- **Task material**:
┄┄┄┄┄┄┄┄┄┄
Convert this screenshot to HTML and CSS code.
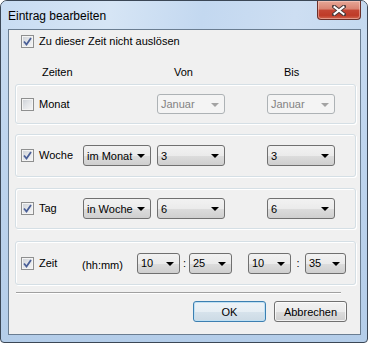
FILE: index.html
```html
<!DOCTYPE html>
<html lang="de">
<head>
  <meta charset="UTF-8">
  <meta name="viewport" content="width=device-width, initial-scale=1.0">
  <title>Eintrag bearbeiten</title>
  <link rel="stylesheet" href="styles.css">
</head>
<body>

<div class="window">
  <div class="titlebar">
    <span class="title">Eintrag bearbeiten</span>
    <div class="close-btn">
      <svg width="14" height="11" viewBox="0 0 14 11">
        <path d="M2 1.5 L12 9.5 M12 1.5 L2 9.5" stroke="#4a3a3a" stroke-width="4" stroke-linecap="square"/>
        <path d="M2.5 2 L11.5 9 M11.5 2 L2.5 9" stroke="#fff" stroke-width="2" stroke-linecap="square"/>
      </svg>
    </div>
  </div>

  <div class="client">
    <div class="option top-option">
      <span class="check checked"><svg width="9" height="9" viewBox="0 0 9 9"><path d="M1 4.5 L3.5 7.5 L8 1" fill="none" stroke="#4a5f97" stroke-width="1.8"/></svg></span>
      Zu dieser Zeit nicht auslösen
    </div>

    <div class="headers">
      <span class="h-zeiten">Zeiten</span>
      <span class="h-von">Von</span>
      <span>Bis</span>
    </div>

    <div class="group group-monat">
      <div class="option row-label"><span class="check"></span>Monat</div>
      <div class="slot"></div>
      <div class="combo disabled"><span class="combo-text">Januar</span><i class="arrow"></i></div>
      <div class="combo disabled bis"><span class="combo-text">Januar</span><i class="arrow"></i></div>
    </div>

    <div class="group group-woche">
      <div class="option row-label"><span class="check checked"><svg width="9" height="9" viewBox="0 0 9 9"><path d="M1 4.5 L3.5 7.5 L8 1" fill="none" stroke="#4a5f97" stroke-width="1.8"/></svg></span>Woche</div>
      <div class="combo"><span class="combo-text">im Monat</span><i class="arrow"></i></div>
      <div class="combo"><span class="combo-text">3</span><i class="arrow"></i></div>
      <div class="combo bis"><span class="combo-text">3</span><i class="arrow"></i></div>
    </div>

    <div class="group group-tag">
      <div class="option row-label"><span class="check checked"><svg width="9" height="9" viewBox="0 0 9 9"><path d="M1 4.5 L3.5 7.5 L8 1" fill="none" stroke="#4a5f97" stroke-width="1.8"/></svg></span>Tag</div>
      <div class="combo"><span class="combo-text">in Woche</span><i class="arrow"></i></div>
      <div class="combo"><span class="combo-text">6</span><i class="arrow"></i></div>
      <div class="combo bis"><span class="combo-text">6</span><i class="arrow"></i></div>
    </div>

    <div class="group group-zeit">
      <div class="option row-label zeit-label"><span class="check checked"><svg width="9" height="9" viewBox="0 0 9 9"><path d="M1 4.5 L3.5 7.5 L8 1" fill="none" stroke="#4a5f97" stroke-width="1.8"/></svg></span>Zeit</div>
      <span class="hhmm">(hh:mm)</span>
      <div class="combo small"><span class="combo-text">10</span><i class="arrow"></i></div>
      <span class="colon">:</span>
      <div class="combo small"><span class="combo-text">25</span><i class="arrow"></i></div>
      <div class="combo small bis-time"><span class="combo-text">10</span><i class="arrow"></i></div>
      <span class="colon wide">:</span>
      <div class="combo small last"><span class="combo-text">35</span><i class="arrow"></i></div>
    </div>

    <div class="separator"></div>

    <div class="buttons">
      <button class="btn default">OK</button>
      <button class="btn">Abbrechen</button>
    </div>
  </div>
</div>

</body>
</html>
```

FILE: styles.css
```css
body {
  margin: 0;
  font-family: "Liberation Sans", Arial, sans-serif;
  font-size: 11px;
  color: #000;
}

.window {
  width: 368px;
  height: 343px;
  box-sizing: border-box;
  border: 1px solid #3b4756;
  border-radius: 7px 7px 4px 4px;
  background: linear-gradient(to bottom, #c9dcf1 0%, #bfd5ee 40%, #b4cde9 100%);
  overflow: hidden;
}

.titlebar {
  height: 28px;
  display: flex;
  justify-content: space-between;
  align-items: flex-start;
  background: linear-gradient(100deg, #c8dcf2 0%, #d6e5f5 30%, #c3d8f0 55%, #cddef2 80%, #c4d9ef 100%);
}

.title {
  font-size: 12px;
  line-height: 20px;
  padding: 5px 0 0 7px;
  color: #000;
}

.close-btn {
  width: 44px;
  height: 19px;
  margin-right: 6px;
  box-sizing: border-box;
  border: 1px solid #6b302a;
  border-top: none;
  border-radius: 0 0 4px 4px;
  background: linear-gradient(to bottom, #e6a797 0%, #d98371 45%, #c44634 50%, #bf3b28 80%, #d06650 100%);
  box-shadow: inset 0 0 0 1px rgba(255, 220, 210, 0.45);
  display: flex;
  align-items: center;
  justify-content: center;
}

.client {
  width: 353px;
  height: 306px;
  margin-left: 7px;
  box-sizing: border-box;
  border: 1px solid #6a7d91;
  background: #f0f0f0;
}

.option {
  display: flex;
  align-items: center;
  gap: 5px;
  line-height: 13px;
}

.top-option {
  margin: 5px 0 0 12px;
}

.check {
  width: 13px;
  height: 13px;
  box-sizing: border-box;
  border: 1px solid #8e8f8f;
  background: linear-gradient(135deg, #cbcfd5 0%, #e4e6e9 50%, #f6f6f6 100%);
  box-shadow: inset 0 0 0 1px #f4f4f4;
  display: flex;
  align-items: center;
  justify-content: center;
  flex: none;
}

.headers {
  display: flex;
  margin: 18px 0 0 33px;
  line-height: 13px;
}

.h-zeiten {
  width: 132px;
}

.h-von {
  width: 110px;
}

.group {
  width: 341px;
  margin: 5px 0 0 6px;
  box-sizing: border-box;
  border: 1px solid #d5dfe5;
  border-radius: 3px;
  box-shadow: inset 1px 1px 0 #fff, 1px 1px 0 #fff;
  display: flex;
  align-items: center;
  padding-left: 5px;
}

.group-monat {
  height: 40px;
}

.group-woche {
  height: 43px;
  margin-top: 10px;
}

.group-tag {
  height: 41px;
  margin-top: 11px;
}

.group-zeit {
  height: 44px;
  margin-top: 12px;
}

.row-label {
  width: 62px;
  flex: none;
}

.zeit-label {
  width: 61px;
}

.slot {
  width: 68px;
  margin-right: 6px;
}

.combo {
  width: 68px;
  height: 21px;
  margin-right: 6px;
  box-sizing: border-box;
  border: 1px solid #707070;
  border-radius: 3px;
  background: linear-gradient(to bottom, #f2f2f2 0%, #ebebeb 50%, #dddddd 50%, #cfcfcf 100%);
  display: flex;
  align-items: center;
  flex: none;
}

.combo.bis {
  margin-left: 36px;
}

.combo.disabled {
  height: 20px;
  border-color: #adb2b5;
  background: #f4f4f4;
  color: #838383;
}

.combo-text {
  flex: 1;
  padding-left: 3px;
  overflow: hidden;
  white-space: nowrap;
  font-size: 11px;
}

.arrow {
  width: 0;
  height: 0;
  border-left: 4px solid transparent;
  border-right: 4px solid transparent;
  border-top: 4px solid #000;
  margin: 1px 5px 0 3px;
}

.disabled .arrow {
  border-top-color: #a3a3a3;
}

.hhmm {
  width: 55px;
  flex: none;
  padding-top: 3px;
}

.combo.small {
  width: 43px;
  margin-right: 0;
}

.combo.small.last {
  width: 41px;
}

.combo.small .arrow {
  margin-left: 2px;
}

.combo.bis-time {
  margin-left: 16px;
}

.colon {
  width: 9px;
  text-align: center;
  flex: none;
}

.colon.wide {
  width: 14px;
}

.separator {
  width: 325px;
  margin: 7px 0 0 7px;
  border-top: 1px solid #a0a0a0;
  border-bottom: 1px solid #fff;
}

.buttons {
  display: flex;
  gap: 8px;
  margin: 7px 0 0 184px;
}

.btn {
  width: 73px;
  height: 21px;
  padding: 0;
  font-family: inherit;
  font-size: 11px;
  color: #000;
  border: 1px solid #707070;
  border-radius: 3px;
  background: linear-gradient(to bottom, #f2f2f2 0%, #ebebeb 50%, #dddddd 50%, #cfcfcf 100%);
  box-shadow: inset 0 0 0 1px rgba(255, 255, 255, 0.7);
}

.btn.default {
  border-color: #3c7fb1;
  background: linear-gradient(to bottom, #eef3f7 0%, #e6eef4 50%, #d7e3ec 50%, #ccdae5 100%);
  box-shadow: inset 0 0 0 1px #bfe0f3;
}
```
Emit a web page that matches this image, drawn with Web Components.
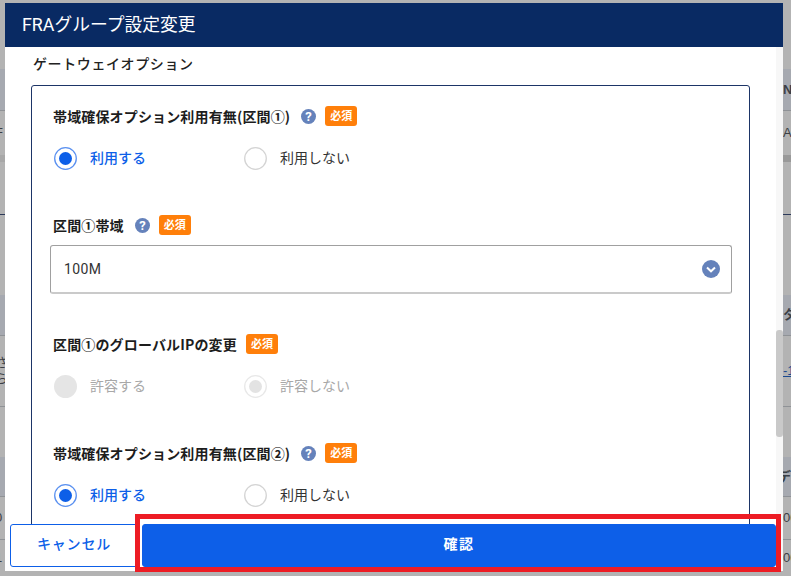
┄┄┄┄┄┄┄┄┄┄
- **What you need to do**: Among the records above, find each line holding the string "this" and pull it out.

- **Result below**:
Convert this screenshot to HTML and CSS code.
Emit a web page that matches this image, drawn with Web Components.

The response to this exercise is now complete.